The capability of measuring 3D displacements and deformations is based on a very precise measurement of the 3D shape of the recorded area. The results of such measurements are even applicable for the validation of computations performed using FEM (Finite Element Method). The understanding of the measured data is also made simpler by their representation in the included spatial graph.
A typical use of the 3D module is to measure with a previously unknown direction of the deformation.
The FULLFIELD module makes it possible to maximize the predictability of every performed measurement. It allows the user to render the arrangement of the requested value through the entire examined area and hence detect local extremes, stress concentrations, the direction of the major strain or make it easier to detect outer influences such as a wrong fixation of the sample or deformations caused by thermal load.

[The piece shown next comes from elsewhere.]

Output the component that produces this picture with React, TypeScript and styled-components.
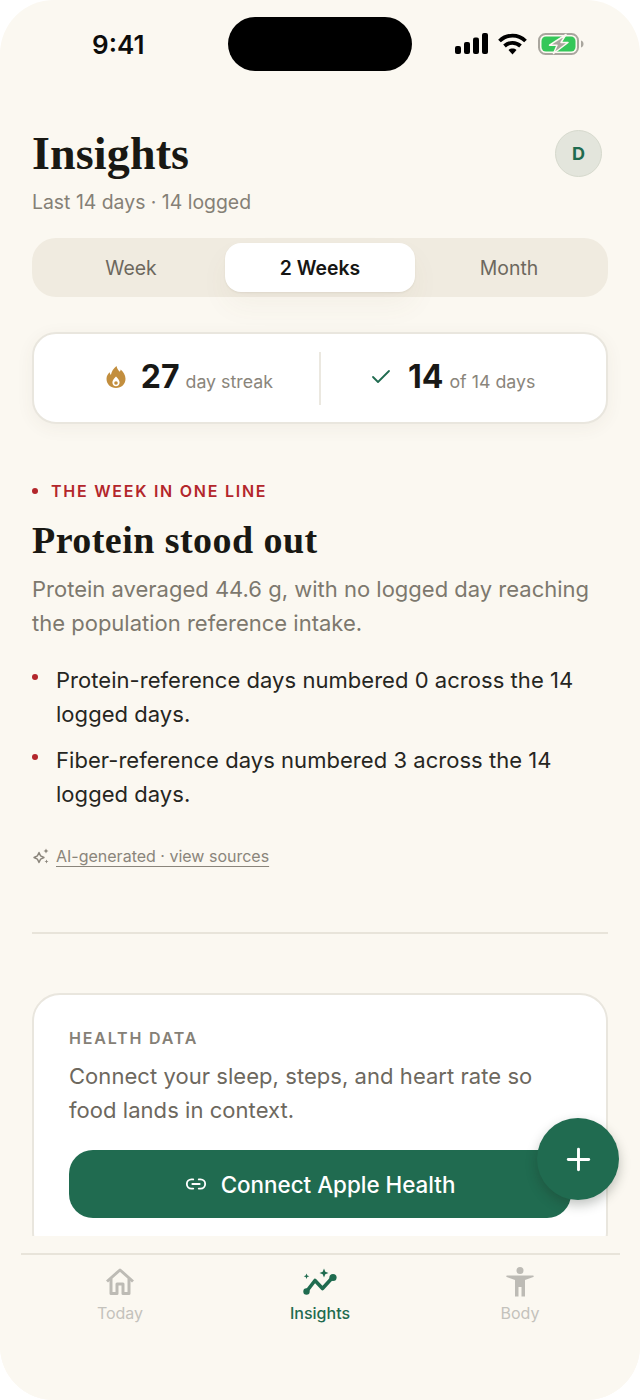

By using the FULLFIELD module, the user is granted a powerful tool for the creation of reports and exporting videos about the process of measurement with a rendering of the deformation field of the measured object.
A typical use is the measurement of the character of the deformation field.
The module aimed towards vibro-diagnostic measurements expands the possibilities of using high-speed cameras or a videostroboscopic effect for the examination of natural frequencies and operational deflection shapes of the tested parts or structures.
The module contains evaluation functions such as an FFT analysis, an octave analysis, the display of results in a Campbell diagram and also of values such as Peak to Peak, Crest Factor and Power Spectral Density.
A typical use is the measurement and visualization of modal and operational deflection shapes.
FormSys module extends material testing capabilities by providing the Forming Limit Diagram (FLD) and the Forming Limit Curve (FLC) methods. These methods are used to assess stamped parts feasibility and formability in sheet forming.
The FormSys module contains a palette of functions for analyzing sheet metal forming by applying the optical method of digital image correlation (DIC).
FormSys includes a specialized tool for creating FLC limit curves, according to ISO12004.
Furthermore, it offers functions that can be used to analyze the biaxial yield strength in a hydrostatic bulge test - Bulge test according to ISO 16808.
The crack detection is based on the following steps which are going on in real time:
1. The camera captures images of the specimen with the crack.
2. The images are received in Mercury RT in real time.
3. These images are processed and results are displayed in a graph in real time.
Besides measurement of deformation, this module enables to measure the crack length of a specimen with a crack present. The crack detection combines DIC and other special methods. The accuracy of such a detection reaches values lower than 0,1 mm which is in accordance with the applicable standard ASTM E647.
A device which is necessary to be connected during the crack detection is SyncBox. This device is a synchronization box which ensures to capture images at required moments. In this case, images are to be captured when the crack is maximum open, i.e. at load amplitude which makes the crack well visible in the images.
The tested specimen is required to be prepared with so called speckle pattern. Creation of the speckle pattern lies in spraying the measured surface using a white and contrasting color. The white color is applied to reduce light reflections, on the contrary, the contrasting color (red or black) is used to make small spots on the white undercoat to make the crack detection possible.